### Directions for this task:
Copy all of the material word for word, except for the pictures.

━━━━━ Supplied information

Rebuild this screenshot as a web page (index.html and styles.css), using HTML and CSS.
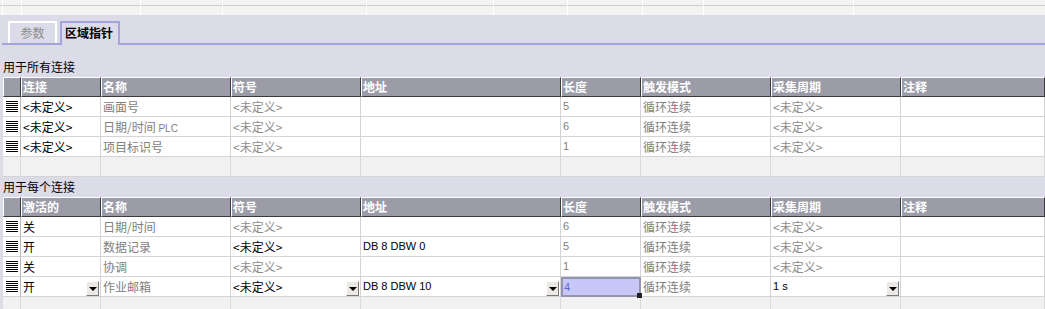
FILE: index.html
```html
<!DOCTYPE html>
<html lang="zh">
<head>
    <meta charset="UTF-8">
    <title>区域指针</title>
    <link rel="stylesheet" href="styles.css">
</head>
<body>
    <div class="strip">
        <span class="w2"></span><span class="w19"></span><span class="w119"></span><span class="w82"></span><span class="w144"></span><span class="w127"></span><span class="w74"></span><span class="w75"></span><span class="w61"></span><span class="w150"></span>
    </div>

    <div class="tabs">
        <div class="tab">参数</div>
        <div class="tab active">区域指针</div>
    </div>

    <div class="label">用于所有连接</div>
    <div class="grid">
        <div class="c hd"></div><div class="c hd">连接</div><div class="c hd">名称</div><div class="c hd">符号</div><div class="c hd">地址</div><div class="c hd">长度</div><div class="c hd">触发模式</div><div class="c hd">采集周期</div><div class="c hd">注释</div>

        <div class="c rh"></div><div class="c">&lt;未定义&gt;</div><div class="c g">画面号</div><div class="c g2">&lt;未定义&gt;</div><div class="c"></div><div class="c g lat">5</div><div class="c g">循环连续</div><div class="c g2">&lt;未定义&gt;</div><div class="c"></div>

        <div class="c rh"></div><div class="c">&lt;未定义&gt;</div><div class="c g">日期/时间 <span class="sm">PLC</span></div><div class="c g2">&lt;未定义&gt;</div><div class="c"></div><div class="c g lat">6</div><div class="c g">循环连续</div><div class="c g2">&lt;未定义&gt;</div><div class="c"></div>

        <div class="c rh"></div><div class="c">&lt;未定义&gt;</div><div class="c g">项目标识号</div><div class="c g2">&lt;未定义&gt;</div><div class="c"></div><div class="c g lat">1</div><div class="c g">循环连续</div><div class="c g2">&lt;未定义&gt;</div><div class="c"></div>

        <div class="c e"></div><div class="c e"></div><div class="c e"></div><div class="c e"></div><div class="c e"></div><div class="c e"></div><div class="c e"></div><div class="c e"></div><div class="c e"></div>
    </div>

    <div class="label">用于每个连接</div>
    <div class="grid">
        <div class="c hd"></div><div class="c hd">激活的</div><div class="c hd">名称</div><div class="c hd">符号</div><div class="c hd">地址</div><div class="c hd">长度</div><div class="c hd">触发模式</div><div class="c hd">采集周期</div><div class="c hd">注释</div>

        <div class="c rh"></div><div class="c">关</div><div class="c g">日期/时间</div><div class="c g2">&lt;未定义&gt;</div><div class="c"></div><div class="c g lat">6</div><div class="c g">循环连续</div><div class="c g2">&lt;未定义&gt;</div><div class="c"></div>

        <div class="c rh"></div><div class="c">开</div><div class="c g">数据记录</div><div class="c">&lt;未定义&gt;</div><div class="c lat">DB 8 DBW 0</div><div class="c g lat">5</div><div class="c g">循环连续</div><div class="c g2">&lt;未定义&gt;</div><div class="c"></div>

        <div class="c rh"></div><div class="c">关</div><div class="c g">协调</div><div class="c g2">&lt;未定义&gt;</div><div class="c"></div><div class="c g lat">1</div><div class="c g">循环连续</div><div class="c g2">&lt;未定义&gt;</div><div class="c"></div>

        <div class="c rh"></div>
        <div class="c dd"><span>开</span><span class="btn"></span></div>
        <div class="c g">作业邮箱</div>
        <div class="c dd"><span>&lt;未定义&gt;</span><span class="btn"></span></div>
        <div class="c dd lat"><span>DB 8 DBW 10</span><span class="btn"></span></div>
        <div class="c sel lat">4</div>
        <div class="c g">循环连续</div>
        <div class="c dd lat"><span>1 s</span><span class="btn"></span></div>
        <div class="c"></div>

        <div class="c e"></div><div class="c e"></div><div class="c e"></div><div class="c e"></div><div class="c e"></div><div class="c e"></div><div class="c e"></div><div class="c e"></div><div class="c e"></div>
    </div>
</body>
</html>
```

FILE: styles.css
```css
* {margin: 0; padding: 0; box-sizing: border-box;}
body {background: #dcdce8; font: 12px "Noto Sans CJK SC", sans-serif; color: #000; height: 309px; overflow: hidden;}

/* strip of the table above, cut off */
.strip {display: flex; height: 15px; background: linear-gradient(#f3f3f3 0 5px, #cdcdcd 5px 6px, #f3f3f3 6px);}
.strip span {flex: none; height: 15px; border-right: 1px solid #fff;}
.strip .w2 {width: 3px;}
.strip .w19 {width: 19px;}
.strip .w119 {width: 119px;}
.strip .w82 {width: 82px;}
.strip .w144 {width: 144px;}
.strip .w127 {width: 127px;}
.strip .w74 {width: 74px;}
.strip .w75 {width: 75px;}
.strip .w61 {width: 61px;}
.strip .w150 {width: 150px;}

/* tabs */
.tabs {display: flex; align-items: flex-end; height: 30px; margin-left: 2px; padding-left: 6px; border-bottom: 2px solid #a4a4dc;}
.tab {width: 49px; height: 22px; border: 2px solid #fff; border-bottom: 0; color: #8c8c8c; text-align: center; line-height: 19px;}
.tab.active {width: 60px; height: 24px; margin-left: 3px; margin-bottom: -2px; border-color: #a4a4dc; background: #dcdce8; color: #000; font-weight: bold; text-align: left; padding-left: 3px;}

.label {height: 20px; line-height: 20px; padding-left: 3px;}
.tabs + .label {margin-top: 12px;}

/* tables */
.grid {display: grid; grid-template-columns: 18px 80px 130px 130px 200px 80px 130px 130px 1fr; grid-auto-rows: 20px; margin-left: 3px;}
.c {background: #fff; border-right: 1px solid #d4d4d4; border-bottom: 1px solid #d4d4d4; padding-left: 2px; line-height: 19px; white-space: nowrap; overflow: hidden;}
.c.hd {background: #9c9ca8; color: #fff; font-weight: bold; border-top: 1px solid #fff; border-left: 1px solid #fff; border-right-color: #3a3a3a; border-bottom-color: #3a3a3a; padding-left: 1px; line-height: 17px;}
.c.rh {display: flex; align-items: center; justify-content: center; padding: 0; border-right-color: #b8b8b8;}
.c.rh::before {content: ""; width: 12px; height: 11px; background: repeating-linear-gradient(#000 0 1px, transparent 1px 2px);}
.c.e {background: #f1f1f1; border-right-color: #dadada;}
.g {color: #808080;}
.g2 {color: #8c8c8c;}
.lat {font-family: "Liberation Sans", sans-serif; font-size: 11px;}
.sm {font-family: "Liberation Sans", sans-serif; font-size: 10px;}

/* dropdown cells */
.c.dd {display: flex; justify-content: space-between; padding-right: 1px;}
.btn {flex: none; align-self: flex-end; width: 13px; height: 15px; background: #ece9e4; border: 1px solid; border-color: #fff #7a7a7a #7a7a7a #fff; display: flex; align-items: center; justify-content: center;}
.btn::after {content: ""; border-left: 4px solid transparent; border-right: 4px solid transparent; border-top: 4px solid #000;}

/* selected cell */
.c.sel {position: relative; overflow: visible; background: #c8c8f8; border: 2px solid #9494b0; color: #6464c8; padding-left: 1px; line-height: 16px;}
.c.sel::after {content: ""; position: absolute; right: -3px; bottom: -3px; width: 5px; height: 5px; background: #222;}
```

━━━━━━━━━━

### Full answer:
Rebuild this screenshot as a web page (index.html and styles.css), using HTML and CSS.
FILE: index.html
```html
<!DOCTYPE html>
<html lang="zh">
<head>
    <meta charset="UTF-8">
    <title>区域指针</title>
    <link rel="stylesheet" href="styles.css">
</head>
<body>
    <div class="strip">
        <span class="w2"></span><span class="w19"></span><span class="w119"></span><span class="w82"></span><span class="w144"></span><span class="w127"></span><span class="w74"></span><span class="w75"></span><span class="w61"></span><span class="w150"></span>
    </div>

    <div class="tabs">
        <div class="tab">参数</div>
        <div class="tab active">区域指针</div>
    </div>

    <div class="label">用于所有连接</div>
    <div class="grid">
        <div class="c hd"></div><div class="c hd">连接</div><div class="c hd">名称</div><div class="c hd">符号</div><div class="c hd">地址</div><div class="c hd">长度</div><div class="c hd">触发模式</div><div class="c hd">采集周期</div><div class="c hd">注释</div>

        <div class="c rh"></div><div class="c">&lt;未定义&gt;</div><div class="c g">画面号</div><div class="c g2">&lt;未定义&gt;</div><div class="c"></div><div class="c g lat">5</div><div class="c g">循环连续</div><div class="c g2">&lt;未定义&gt;</div><div class="c"></div>

        <div class="c rh"></div><div class="c">&lt;未定义&gt;</div><div class="c g">日期/时间 <span class="sm">PLC</span></div><div class="c g2">&lt;未定义&gt;</div><div class="c"></div><div class="c g lat">6</div><div class="c g">循环连续</div><div class="c g2">&lt;未定义&gt;</div><div class="c"></div>

        <div class="c rh"></div><div class="c">&lt;未定义&gt;</div><div class="c g">项目标识号</div><div class="c g2">&lt;未定义&gt;</div><div class="c"></div><div class="c g lat">1</div><div class="c g">循环连续</div><div class="c g2">&lt;未定义&gt;</div><div class="c"></div>

        <div class="c e"></div><div class="c e"></div><div class="c e"></div><div class="c e"></div><div class="c e"></div><div class="c e"></div><div class="c e"></div><div class="c e"></div><div class="c e"></div>
    </div>

    <div class="label">用于每个连接</div>
    <div class="grid">
        <div class="c hd"></div><div class="c hd">激活的</div><div class="c hd">名称</div><div class="c hd">符号</div><div class="c hd">地址</div><div class="c hd">长度</div><div class="c hd">触发模式</div><div class="c hd">采集周期</div><div class="c hd">注释</div>

        <div class="c rh"></div><div class="c">关</div><div class="c g">日期/时间</div><div class="c g2">&lt;未定义&gt;</div><div class="c"></div><div class="c g lat">6</div><div class="c g">循环连续</div><div class="c g2">&lt;未定义&gt;</div><div class="c"></div>

        <div class="c rh"></div><div class="c">开</div><div class="c g">数据记录</div><div class="c">&lt;未定义&gt;</div><div class="c lat">DB 8 DBW 0</div><div class="c g lat">5</div><div class="c g">循环连续</div><div class="c g2">&lt;未定义&gt;</div><div class="c"></div>

        <div class="c rh"></div><div class="c">关</div><div class="c g">协调</div><div class="c g2">&lt;未定义&gt;</div><div class="c"></div><div class="c g lat">1</div><div class="c g">循环连续</div><div class="c g2">&lt;未定义&gt;</div><div class="c"></div>

        <div class="c rh"></div>
        <div class="c dd"><span>开</span><span class="btn"></span></div>
        <div class="c g">作业邮箱</div>
        <div class="c dd"><span>&lt;未定义&gt;</span><span class="btn"></span></div>
        <div class="c dd lat"><span>DB 8 DBW 10</span><span class="btn"></span></div>
        <div class="c sel lat">4</div>
        <div class="c g">循环连续</div>
        <div class="c dd lat"><span>1 s</span><span class="btn"></span></div>
        <div class="c"></div>

        <div class="c e"></div><div class="c e"></div><div class="c e"></div><div class="c e"></div><div class="c e"></div><div class="c e"></div><div class="c e"></div><div class="c e"></div><div class="c e"></div>
    </div>
</body>
</html>
```

FILE: styles.css
```css
* {margin: 0; padding: 0; box-sizing: border-box;}
body {background: #dcdce8; font: 12px "Noto Sans CJK SC", sans-serif; color: #000; height: 309px; overflow: hidden;}

/* strip of the table above, cut off */
.strip {display: flex; height: 15px; background: linear-gradient(#f3f3f3 0 5px, #cdcdcd 5px 6px, #f3f3f3 6px);}
.strip span {flex: none; height: 15px; border-right: 1px solid #fff;}
.strip .w2 {width: 3px;}
.strip .w19 {width: 19px;}
.strip .w119 {width: 119px;}
.strip .w82 {width: 82px;}
.strip .w144 {width: 144px;}
.strip .w127 {width: 127px;}
.strip .w74 {width: 74px;}
.strip .w75 {width: 75px;}
.strip .w61 {width: 61px;}
.strip .w150 {width: 150px;}

/* tabs */
.tabs {display: flex; align-items: flex-end; height: 30px; margin-left: 2px; padding-left: 6px; border-bottom: 2px solid #a4a4dc;}
.tab {width: 49px; height: 22px; border: 2px solid #fff; border-bottom: 0; color: #8c8c8c; text-align: center; line-height: 19px;}
.tab.active {width: 60px; height: 24px; margin-left: 3px; margin-bottom: -2px; border-color: #a4a4dc; background: #dcdce8; color: #000; font-weight: bold; text-align: left; padding-left: 3px;}

.label {height: 20px; line-height: 20px; padding-left: 3px;}
.tabs + .label {margin-top: 12px;}

/* tables */
.grid {display: grid; grid-template-columns: 18px 80px 130px 130px 200px 80px 130px 130px 1fr; grid-auto-rows: 20px; margin-left: 3px;}
.c {background: #fff; border-right: 1px solid #d4d4d4; border-bottom: 1px solid #d4d4d4; padding-left: 2px; line-height: 19px; white-space: nowrap; overflow: hidden;}
.c.hd {background: #9c9ca8; color: #fff; font-weight: bold; border-top: 1px solid #fff; border-left: 1px solid #fff; border-right-color: #3a3a3a; border-bottom-color: #3a3a3a; padding-left: 1px; line-height: 17px;}
.c.rh {display: flex; align-items: center; justify-content: center; padding: 0; border-right-color: #b8b8b8;}
.c.rh::before {content: ""; width: 12px; height: 11px; background: repeating-linear-gradient(#000 0 1px, transparent 1px 2px);}
.c.e {background: #f1f1f1; border-right-color: #dadada;}
.g {color: #808080;}
.g2 {color: #8c8c8c;}
.lat {font-family: "Liberation Sans", sans-serif; font-size: 11px;}
.sm {font-family: "Liberation Sans", sans-serif; font-size: 10px;}

/* dropdown cells */
.c.dd {display: flex; justify-content: space-between; padding-right: 1px;}
.btn {flex: none; align-self: flex-end; width: 13px; height: 15px; background: #ece9e4; border: 1px solid; border-color: #fff #7a7a7a #7a7a7a #fff; display: flex; align-items: center; justify-content: center;}
.btn::after {content: ""; border-left: 4px solid transparent; border-right: 4px solid transparent; border-top: 4px solid #000;}

/* selected cell */
.c.sel {position: relative; overflow: visible; background: #c8c8f8; border: 2px solid #9494b0; color: #6464c8; padding-left: 1px; line-height: 16px;}
.c.sel::after {content: ""; position: absolute; right: -3px; bottom: -3px; width: 5px; height: 5px; background: #222;}
```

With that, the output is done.